Field test of radial jet drilling technology in a surface formation

Abstract

The radial jet drilling (RJD) technology is an efficient formation stimulation and injection technology that drills multiple laterals perpendicular to the central well. Extensive research has been on jet rock breaking, lateral extension, productivity prediction, and technological processes. However, little public literature illustrates the overall drilling performance of the RJD systems. Herein, a field test is conducted in the surface sandstone formation. Eight laterals are successfully drilled using the self-rotating multi-orifices nozzle with a 35–40 MPa (5.08–5.80 ksi) jet pressure. The cumulative length of the eight laterals is 21.1 m (69.2 ft), with the longest one being 5.7 m (18.7 ft). The lateral diameter is 50 mm (1.97 in), drilled at the fastest drilling rate of 3.6 m/h (11.8 ft/h). The auxiliary traction device can provide extra feed-in force to the high-pressure hose. The lateral trajectories are measured with their accuracy confirmed by the coring well. During the field test, a lateral trajectory up-warping problem is found, of which the possible causes and the suggestions are provided.

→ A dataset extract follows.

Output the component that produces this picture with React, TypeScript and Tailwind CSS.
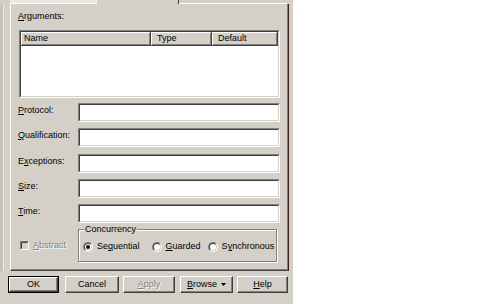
import type { ReactNode } from "react";

// sunken 3d frame (text fields, list, check box)
function Sunken({ className, inner, children }: { className: string; inner?: string; children?: ReactNode }) {
  return (
    <div className={`border border-t-[#808080] border-l-[#808080] border-r-white border-b-white ${className}`}>
      <div className={`h-full border border-t-[#404040] border-l-[#404040] border-r-[#d4d0c8] border-b-[#d4d0c8] ${inner ?? "bg-white"}`}>
        {children}
      </div>
    </div>
  );
}

function Radio({ on }: { on?: boolean }) {
  return (
    <div className="w-[10px] h-[10px] shrink-0 rounded-full border border-t-[#808080] border-l-[#808080] border-r-white border-b-white">
      <div className="w-full h-full rounded-full border border-t-[#404040] border-l-[#404040] border-r-[#d4d0c8] border-b-[#d4d0c8] bg-white flex items-center justify-center">
        {on && <div className="w-[4px] h-[4px] rounded-full bg-black" />}
      </div>
    </div>
  );
}

function Btn({ className, children, def }: { className: string; children: ReactNode; def?: boolean }) {
  const face =
    "h-full flex items-center justify-center border border-t-white border-l-white border-r-[#404040] border-b-[#404040] shadow-[inset_-1px_-1px_0_#808080]";
  if (def) {
    return (
      <div className={`h-[17px] border border-black ${className}`}>
        <div className={face}>{children}</div>
      </div>
    );
  }
  return (
    <div className={`h-[17px] ${className}`}>
      <div className={face}>{children}</div>
    </div>
  );
}

function Row({ className, children }: { className: string; children: ReactNode }) {
  return (
    <div className={`flex items-start h-[19px] ${className}`}>
      <div className="w-[60px] mt-[2px]">{children}</div>
      <Sunken className="w-[202px] h-[19px]" />
    </div>
  );
}

const U = ({ c }: { c: string }) => <span className="underline underline-offset-[1px]">{c}</span>;

export default function App() {
  return (
    <div className="w-[504px] h-[304px] bg-white flex font-['Liberation_Sans',Arial,sans-serif] text-[9px] leading-[11px] text-black">
      <div className="w-[293px] h-full bg-[#d4d0c8] flex flex-col">
        {/* cut-off tab strip */}
        <div className="flex h-[4px]">
          <div className="w-[10px]" />
          <div className="w-[87px] flex flex-col">
            <div className="h-[3px] bg-[#ebe9e4]" />
            <div className="h-[1px] bg-white" />
          </div>
          <div className="w-[82px] border-r border-r-[#404040]" />
          <div className="w-[108px] flex flex-col">
            <div className="h-[3px]" />
            <div className="h-[1px] bg-white" />
          </div>
        </div>

        <div className="flex h-[267px]">
          <div className="w-[10px] flex">
            <div className="w-[3px] bg-[#c6c3bc]" />
            <div className="w-[1px] bg-[#ebe9e4]" />
          </div>

          {/* tab page */}
          <div className="w-[279px] h-full pl-[7px] border-l border-l-white border-r border-r-[#3c1e1e] border-b border-b-[#404040] shadow-[inset_-1px_-1px_0_#808080]">
            <div className="mt-[7px] h-[11px]">
              <U c="A" />rguments:
            </div>

            <Sunken className="mt-[8px] ml-[1px] w-[261px] h-[68px]">
              <div className="flex h-[14px]">
                <div className="w-[130px] pl-[3px] flex items-center border-r border-b border-r-[#404040] border-b-[#404040] shadow-[inset_1px_1px_0_white,inset_-1px_-1px_0_#808080] bg-[#d4d0c8]">
                  Name
                </div>
                <div className="w-[61px] pl-[6px] flex items-center border-r border-b border-r-[#404040] border-b-[#404040] shadow-[inset_1px_1px_0_white,inset_-1px_-1px_0_#808080] bg-[#d4d0c8]">
                  Type
                </div>
                <div className="w-[66px] pl-[6px] flex items-center border-r border-b border-r-[#404040] border-b-[#404040] shadow-[inset_1px_1px_0_white,inset_-1px_-1px_0_#808080] bg-[#d4d0c8]">
                  Default
                </div>
              </div>
            </Sunken>

            <Row className="mt-[5px]">
              <U c="P" />rotocol:
            </Row>
            <Row className="mt-[6px]">
              <U c="Q" />ualification:
            </Row>
            <Row className="mt-[7px]">
              E<U c="x" />ceptions:
            </Row>
            <Row className="mt-[6px]">
              <U c="S" />ize:
            </Row>
            <Row className="mt-[6px]">
              <U c="T" />ime:
            </Row>

            <div className="flex items-start mt-[1px]">
              <div className="w-[60px] pt-[16px] flex items-center">
                <Sunken className="ml-[2px] w-[9px] h-[9px]" inner="bg-[#d4d0c8]" />
                <span className="ml-[4px] text-[#808080] [text-shadow:1px_1px_0_#fff]">
                  <U c="A" />bstract
                </span>
              </div>

              <fieldset className="w-[199px] h-[38px] border border-[#808080] shadow-[1px_1px_0_white,inset_1px_1px_0_white]">
                <legend className="ml-[5px] px-[1px] bg-[#d4d0c8] leading-[11px]">Concurrency</legend>
                <div className="flex items-center mt-[6px] pl-[4px]">
                  <Radio on />
                  <span className="ml-[4px]">
                    Se<U c="q" />uential
                  </span>
                  <div className="ml-[12px]">
                    <Radio />
                  </div>
                  <span className="ml-[4px]">
                    <U c="G" />uarded
                  </span>
                  <div className="ml-[7px]">
                    <Radio />
                  </div>
                  <span className="ml-[4px]">
                    S<U c="y" />nchronous
                  </span>
                </div>
              </fieldset>
            </div>
          </div>
        </div>

        {/* dialog buttons */}
        <div className="flex mt-[5px]">
          <Btn def className="ml-[8px] w-[51px]">OK</Btn>
          <Btn className="ml-[6px] w-[54px]">Cancel</Btn>
          <Btn className="ml-[4px] w-[52px]">
            <span className="text-[#808080] [text-shadow:1px_1px_0_#fff]">
              <U c="A" />pply
            </span>
          </Btn>
          <Btn className="ml-[5px] w-[53px]">
            <U c="B" />rowse
            <svg className="ml-[4px]" width="5" height="3" viewBox="0 0 5 3">
              <path d="M0 0h5L2.5 3z" fill="black" />
            </svg>
          </Btn>
          <Btn className="ml-[4px] w-[51px]">
            <U c="H" />elp
          </Btn>
        </div>
      </div>
    </div>
  );
}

According to the internal shape of the lateral obtained by endoscopic imaging, the lateral section exhibits a ring structure, indicating the high rock breaking efficiency of the self-rotating multi-orifices nozzle. The formation anisotropy and natural fracture have little influence on the lateral trajectory but affect the lateral section shape. The research results prove the reliability of the RJD system developed and can contribute to future development and application of RJD technology.